Достоевский писал в записной книжке: "Чтоб хорошо писать, страдать надо, страдать".

Страдание - это огромный, неизживаемый кладезь горя и слёз, который находится свой исток в разрушении тотальности и в распаде чего бы то ни было на части, вплоть до раскатывания на атомы.

Несчастье в китайской Книге Перемен обозначается как раздробление, а настоящее горе является в виде пропасти между людьми.

Таким образом, страдание становится для писателя, поэта, драматурга, артиста той неиссякаемой сокровищницей, в которой хранятся монологи трагических героев, выкинутых из общества, распадающихся на части, крошащихся, упивающихся своим несчастьем и, грозящих небу кулаком ...

Из ощущения раздробленности, покинутости, обманутости, отрешенности от любой целостности, рождается как самое низменное преступление-расчленение и бл...во-растление в притоне, так и высочайшая трагедия человека, ощутившего себя ртдельной индивидуальностью.

По сути, вся высокая культура рождена разделенностью и несчастьем от утраты, но также и все самое низкое и гадкое, что присутствует в человеческой жизни.

И эти вечные флуктуации, выражающаяся в периодических объединениях и разъединениях человеков вовне и в себе, в конце концов, называется жизнью.

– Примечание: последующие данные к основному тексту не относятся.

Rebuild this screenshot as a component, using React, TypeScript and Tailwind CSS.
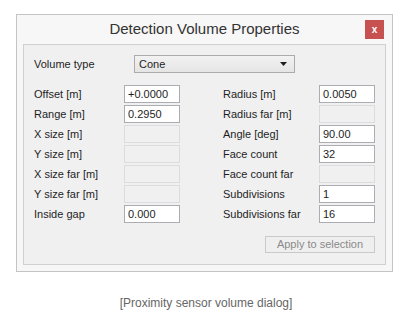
import React from "react";

type Field = { label: string; value?: string };

const leftFields: Field[] = [
  { label: "Offset [m]", value: "+0.0000" },
  { label: "Range [m]", value: "0.2950" },
  { label: "X size [m]" },
  { label: "Y size [m]" },
  { label: "X size far [m]" },
  { label: "Y size far [m]" },
  { label: "Inside gap", value: "0.000" },
];

const rightFields: Field[] = [
  { label: "Radius [m]", value: "0.0050" },
  { label: "Radius far [m]" },
  { label: "Angle [deg]", value: "90.00" },
  { label: "Face count", value: "32" },
  { label: "Face count far" },
  { label: "Subdivisions", value: "1" },
  { label: "Subdivisions far", value: "16" },
];

const FieldRow: React.FC<{ field: Field; labelWidth: string }> = ({ field, labelWidth }) => (
  <div className="flex items-center h-[18px]">
    <span className={`${labelWidth} text-[11px] text-[#1e1e1e]`}>{field.label}</span>
    {field.value !== undefined ? (
      <div className="w-[56px] h-[18px] border border-[#abadb3] bg-white px-[3px] text-[11px] leading-[16px] text-[#1e1e1e]">
        {field.value}
      </div>
    ) : (
      <div className="w-[56px] h-[18px] border border-[#dcdcdc] bg-[#f0f0f0]" />
    )}
  </div>
);

export default function App() {
  return (
    <div className="w-[413px] h-[316px] bg-white font-['Liberation_Sans',Arial,sans-serif] pl-[16px] pt-[14px]">
      {/* Window */}
      <div className="relative w-[377px] h-[258px] border border-[#c4c4c4] bg-[#f7f7f7] px-[6px] pb-[6px] flex flex-col">
        <div className="h-[29px] flex items-center justify-center text-[15px] text-[#333333]">
          Detection Volume Properties
        </div>
        <button className="absolute top-[5px] right-[8px] w-[19px] h-[19px] bg-[#c75050] text-white text-[10px] font-bold leading-none flex items-center justify-center">
          x
        </button>

        {/* Panel */}
        <div className="flex-1 border border-[#d0d0d0] bg-[#f0f0f0] px-[10px] pt-[10px] flex flex-col">
          <div className="flex items-center h-[18px]">
            <span className="w-[100px] text-[11px] text-[#1e1e1e]">Volume type</span>
            <div className="w-[161px] h-[18px] border border-[#acacac] bg-gradient-to-b from-[#f2f2f2] to-[#e5e5e5] flex items-center justify-between pl-[4px] pr-[6px]">
              <span className="text-[11px] text-[#1e1e1e]">Cone</span>
              <svg width="8" height="5" viewBox="0 0 8 5">
                <path d="M0 0 H7 L3.5 4 Z" fill="#1e1e1e" />
              </svg>
            </div>
          </div>

          <div className="flex mt-[12px]">
            <div className="flex flex-col gap-[2px]">
              {leftFields.map((f) => (
                <FieldRow key={f.label} field={f} labelWidth="w-[90px]" />
              ))}
            </div>
            <div className="flex flex-col gap-[2px] ml-[43px]">
              {rightFields.map((f) => (
                <FieldRow key={f.label} field={f} labelWidth="w-[96px]" />
              ))}
            </div>
          </div>

          <div className="flex justify-end mt-[13px]">
            <div className="w-[110px] h-[17px] border border-[#c9c9c9] bg-[#efefef] text-[11px] text-[#8a8a8a] flex items-center justify-center">
              Apply to selection
            </div>
          </div>
        </div>
      </div>

      <div className="w-[380px] mt-[22px] text-center text-[12px] text-[#666666]">
        [Proximity sensor volume dialog]
      </div>
    </div>
  );
}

И, если уж говорить начистоту, то выражение, что человек стремится к счастью, что он "создан для счастья как птица для полета", в корне неверно. Потому что человек в равной степени создан и для переживания несчастья, к которому стремится по своей воле.

Фрейд говорил о движении к разделенности, как о "любви к смерти", заложенной в человека изначально.

А что же такое индивидуализация, как не стремление к Танатосу, выражающееся в стремлении минимизироваться, отделиться от общины, начать затем испытывать лишения, связанные с этим разрывом и решать их в одиночку? Это, однозначно, поиск страдания.

Что означает питье наедине со своим горем, расшатывание нервной системы самообвинениями или обвинениями всего мира? Это поиск страдания.

Как, наконец, можно назвать отделение правительств от народа и культивирование вредных законов, как не поиск страдания, которое обычно плохо заканчивается для обеих сторон?

Представьте только, чем был бы наш страшный и глупый телевизор, если бы не рассказывал обо всех родах горя и неурядиц, преследующих злосчастное человечество?

Да. О несчастье можно говорить долго, страстно и вкусно, устраивая из осточертевшей жизни поминки по утерянной общности. Однако же, нежелание единения, при наличии хронически депрессивной действительности, приходится рассматривать как поиск продолжения страдания в его фееричной регрессии дальнейшего распада.